The VUV-FEL makes use of new technology developed at DESY from 1992 to 2004 by the international TESLA Collaboration. In a first step, electrons are brought to high energies by a superconducting linear accelerator. They then race through an undulator, a periodic arrangement of magnets that forces them to follow a slalom course and radiate. Thanks to the novel principle of self-amplified spontaneous emission (SASE), this radiation finally emerges in the form of short-wavelength, intense flashes of laser light.

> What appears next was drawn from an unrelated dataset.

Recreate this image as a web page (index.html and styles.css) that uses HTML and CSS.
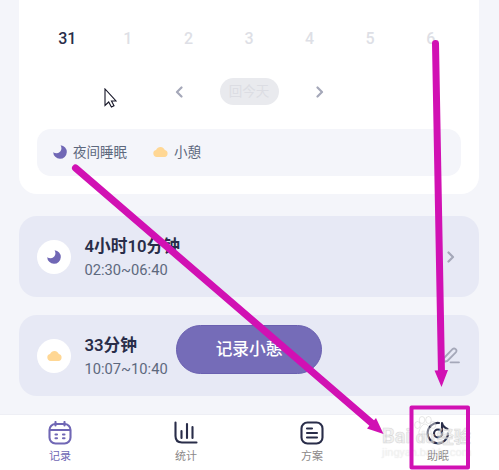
FILE: index.html
```html
<!DOCTYPE html>
<html lang="zh-CN">
<head>
<meta charset="utf-8">
<title>睡眠记录</title>
<link rel="stylesheet" href="styles.css">
</head>
<body>
<svg class="defs" width="0" height="0">
  <symbol id="moon" viewBox="0 0 14 14"><path d="M7.600 .200A6.800 6.800 0 1 1 .200 7.200C2.100 8.600 4.900 8.700 6.700 7.100C8.700 5.400 8.900 2.500 7.600 .200Z" fill="#7067b5"/></symbol>
  <symbol id="cloud" viewBox="0 0 15 10"><path d="M3.700 10A3.500 3.500 0 0 1 3 3.100C4 1.200 5.500 0 7.500 0C9.800 0 11.200 1.500 11.800 3.100A3.500 3.500 0 0 1 11.500 10Z" fill="#ffd794"/></symbol>
  <symbol id="right" viewBox="0 0 8 12"><path d="M1.500 1.500L6 6L1.500 10.500" fill="none" stroke="#a5a8b9" stroke-width="2.200" stroke-linecap="round" stroke-linejoin="round"/></symbol>
</svg>
<main class="screen">
  <section class="calendar">
    <div class="dates"><span class="current">31</span><span>1</span><span>2</span><span>3</span><span>4</span><span>5</span><span>6</span></div>
    <div class="pager">
      <svg class="chevron flip"><use href="#right"/></svg>
      <span class="today">回今天</span>
      <svg class="chevron"><use href="#right"/></svg>
    </div>
    <div class="legend">
      <svg class="moon"><use href="#moon"/></svg><span class="night">夜间睡眠</span>
      <svg class="cloud"><use href="#cloud"/></svg><span>小憩</span>
    </div>
  </section>
  <section class="record">
    <div class="badge"><svg class="moon"><use href="#moon"/></svg></div>
    <div class="info"><strong>4小时10分钟</strong><span>02:30~06:40</span></div>
    <svg class="chevron"><use href="#right"/></svg>
  </section>
  <section class="record">
    <div class="badge"><svg class="cloud"><use href="#cloud"/></svg></div>
    <div class="info"><strong>33分钟</strong><span>10:07~10:40</span></div>
    <svg class="edit" viewBox="0 0 20 17" fill="none" stroke="#a5a8b9" stroke-width="1.800" stroke-linecap="round" stroke-linejoin="round"><path d="M2 15L3 11L11.500 2.200C13.600 .200 16.700 3.200 14.800 5.300L6.300 14L2 15M9.500 15.300H18"/></svg>
  </section>
</main>
<button class="nap">记录小憩</button>
<nav class="tabs">
  <div class="tab active">
    <svg viewBox="0 0 24 24"><rect x="1.500" y="3" width="21" height="19.500" rx="6"/><path d="M2 9H22M7.500 1V4.500M16.500 1V4.500M7.500 13.500H9M15 13.500H16.500M7.500 17.300H9M15 17.300H16.500"/></svg>
    <span>记录</span>
  </div>
  <div class="tab">
    <svg viewBox="0 0 24 24"><path d="M1.500 1.500V15Q1.500 21.500 8 21.500H22.500M7.500 10V17M13 3V17M18.500 6V17"/></svg>
    <span>统计</span>
  </div>
  <div class="tab">
    <svg viewBox="0 0 24 24"><rect x="1.500" y="1.500" width="21" height="21" rx="6"/><path d="M7 7.500H12M7 12H17M7 16.500H17"/></svg>
    <span>方案</span>
  </div>
  <div class="tab">
    <svg viewBox="0 0 24 24"><path d="M13 2A10.200 10.200 0 1 0 22 12.500"/><circle cx="12" cy="12.500" r="4"/><path d="M16 12.500V2Q17 6 21.500 8"/></svg>
    <span>助眠</span>
  </div>
</nav>
<div class="watermark">
  <svg class="paw" viewBox="0 0 22 20"><ellipse cx="3.500" cy="9" rx="2.800" ry="3.500"/><ellipse cx="8" cy="4" rx="2.800" ry="3.500"/><ellipse cx="14.500" cy="4" rx="2.800" ry="3.500"/><ellipse cx="19" cy="9" rx="2.800" ry="3.500"/><path d="M11 8C14 8 18 15 17 18H5C4 15 8 8 11 8Z"/></svg>
  <div class="brand"><b>Bai</b><b class="du">du</b><b class="cn">经验</b></div>
  <div class="site">jingyan.baidu.com</div>
</div>
<svg class="marks" viewBox="0 0 499 470">
  <path class="stroke" d="M75.500 168L374 425M435.500 43.500L441.500 374"/>
  <path class="head" d="M367 428.500L383.500 434L376 418ZM434.500 370.500L448 370L441.500 387Z"/>
  <rect class="frame" x="411.500" y="407.500" width="56.500" height="60"/>
</svg>
<svg class="cursor" viewBox="0 0 13 20"><path d="M1 1V17.500L4.700 14L7.400 19L10 17.700L7.500 13H12Z" fill="#fff" stroke="#141426" stroke-width="1.100"/></svg>
</body>
</html>
```
FILE: styles.css
```css
* { box-sizing: border-box; }
body {
  margin: 0;
  width: 499px;
  height: 470px;
  position: relative;
  overflow: hidden;
  display: flex;
  flex-direction: column;
  background: #f4f5fa;
  color: #5d687d;
  font-family: Roboto, "Noto Sans CJK SC", sans-serif;
}
svg { display: block; flex: none; }
.defs { position: absolute; }
.screen {
  height: 414px;
  padding: 0 20px 0 19px;
}
.calendar {
  height: 193.500px;
  padding: 26px 18px 0;
  background: #fff;
  border-radius: 0 0 18px 18px;
}
.dates {
  display: grid;
  grid-template-columns: repeat(7, 1fr);
  height: 24px;
  line-height: 25px;
  text-align: center;
  font-size: 16px;
  font-weight: 500;
  color: #dedfe6;
}
.current { color: #292d49; }
.pager {
  display: flex;
  align-items: center;
  justify-content: center;
  gap: 37px;
  height: 27px;
  margin-top: 28px;
}
.today {
  width: 59px;
  height: 27px;
  line-height: 26px;
  border-radius: 14px;
  text-align: center;
  background: #e9eaee;
  color: #dcdde3;
  font-size: 13.500px;
}
.chevron { width: 8px; height: 12px; }
.flip { transform: scaleX(-1); }
.legend {
  display: flex;
  align-items: center;
  height: 47px;
  margin-top: 24px;
  padding-left: 15.500px;
  background: #f4f5fa;
  border-radius: 14px;
  font-size: 13.500px;
}
.legend span { line-height: 20px; margin: 0 0 2px 6.500px; }
.legend .night { margin-right: 25.500px; }
.legend svg { margin-bottom: 1px; }
.moon { width: 14px; height: 14px; }
.cloud { width: 15px; height: 10px; }
.record {
  display: flex;
  align-items: center;
  height: 81px;
  margin-top: 22.500px;
  padding: 0 24px 0 18px;
  background: #e7e9f5;
  border-radius: 18px;
}
.record + .record { margin-top: 18px; padding-right: 18px; }
.badge {
  display: flex;
  align-items: center;
  justify-content: center;
  width: 34px;
  height: 34px;
  border-radius: 50%;
  background: #fff;
}
.info {
  display: flex;
  flex-direction: column;
  flex: 1;
  padding: 2px 0 0 13.500px;
}
.info strong {
  line-height: 25px;
  font-size: 16.700px;
  font-weight: 600;
  color: #292d49;
}
.info span { line-height: 22px; font-size: 14.700px; }
.edit { width: 20px; height: 17px; }
.nap {
  position: absolute;
  left: 176px;
  top: 325px;
  width: 146px;
  height: 49px;
  padding: 0;
  border: 1px solid #6a60b0;
  border-radius: 25px;
  background: #756cb8;
  color: #fff;
  font: 500 16.700px/47px Roboto, "Noto Sans CJK SC", sans-serif;
}
.tabs {
  display: grid;
  grid-template-columns: repeat(4, 126px);
  flex: none;
  height: 56px;
  margin-left: -3px;
  border-top: 1px solid #eeeff5;
  background: #fff;
}
.tab {
  display: flex;
  flex-direction: column;
  align-items: center;
  padding-top: 6px;
  color: #8b8888;
  font-size: 11px;
}
.tab svg {
  width: 24px;
  height: 24px;
  fill: none;
  stroke: #292d49;
  stroke-width: 2.100;
  stroke-linecap: round;
  stroke-linejoin: round;
}
.tab span { line-height: 16px; margin-top: 4px; }
.tab.active { color: #7067b5; }
.tab.active svg { stroke: #7067b5; }
.watermark {
  position: absolute;
  left: 382px;
  top: 416px;
  width: 92px;
  height: 44px;
  color: rgba(255, 255, 255, .5);
  text-shadow: 0 0 1px rgba(150, 150, 150, .3);
}
.paw {
  position: absolute;
  left: 32px;
  top: 0;
  width: 22px;
  height: 20px;
  fill: rgba(255, 255, 255, .4);
  stroke: rgba(170, 170, 170, .4);
  stroke-width: .700;
}
.brand {
  display: flex;
  align-items: baseline;
  padding-top: 9px;
  font-size: 20px;
  line-height: 22px;
  -webkit-text-stroke: .500px rgba(175, 175, 175, .4);
}
.brand .du { font-size: 17px; margin-left: 5px; }
.brand .cn { font-size: 17px; margin-left: 2px; }
.site { font-size: 11px; line-height: 10px; white-space: nowrap; }
.marks {
  position: absolute;
  left: 0;
  top: 0;
  width: 499px;
  height: 470px;
}
.stroke { fill: none; stroke: #d111b3; stroke-width: 7; stroke-linecap: round; }
.head { fill: #d111b3; }
.frame { fill: none; stroke: #d111b3; stroke-width: 4; stroke-linejoin: round; }
.cursor {
  position: absolute;
  left: 103.500px;
  top: 87.500px;
  width: 13px;
  height: 20px;
}
```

The VUV-FEL produces coherent radiation with a wavelength tunable in the range 6-30 nm and a peak brilliance that surpasses that of modern synchrotron radiation sources by a factor of 10 million. Its very intense radiation pulses last only 10-50 fs, allowing researchers to observe directly the formation of chemical bonds, for example, or the processes that occur during magnetic data storage. In addition, operation of the VUV-FEL will provide important insights for the 3.4 km-long European X-ray laser (XFEL) that is being planned in Hamburg. The XFEL will generate even shorter wavelengths down to 0.085 nm and should begin operation in 2012.
As a user facility, the VUV-FEL will offer five experimental stations at which different instruments can be operated alternately. At present, 29 research projects are planned at the VUV-FEL. These will be carried out by around 200 scientists from 60 institutes in 11 countries. The project’s total cost is 7117 million, financed 90% by Germany and 10% by international partners.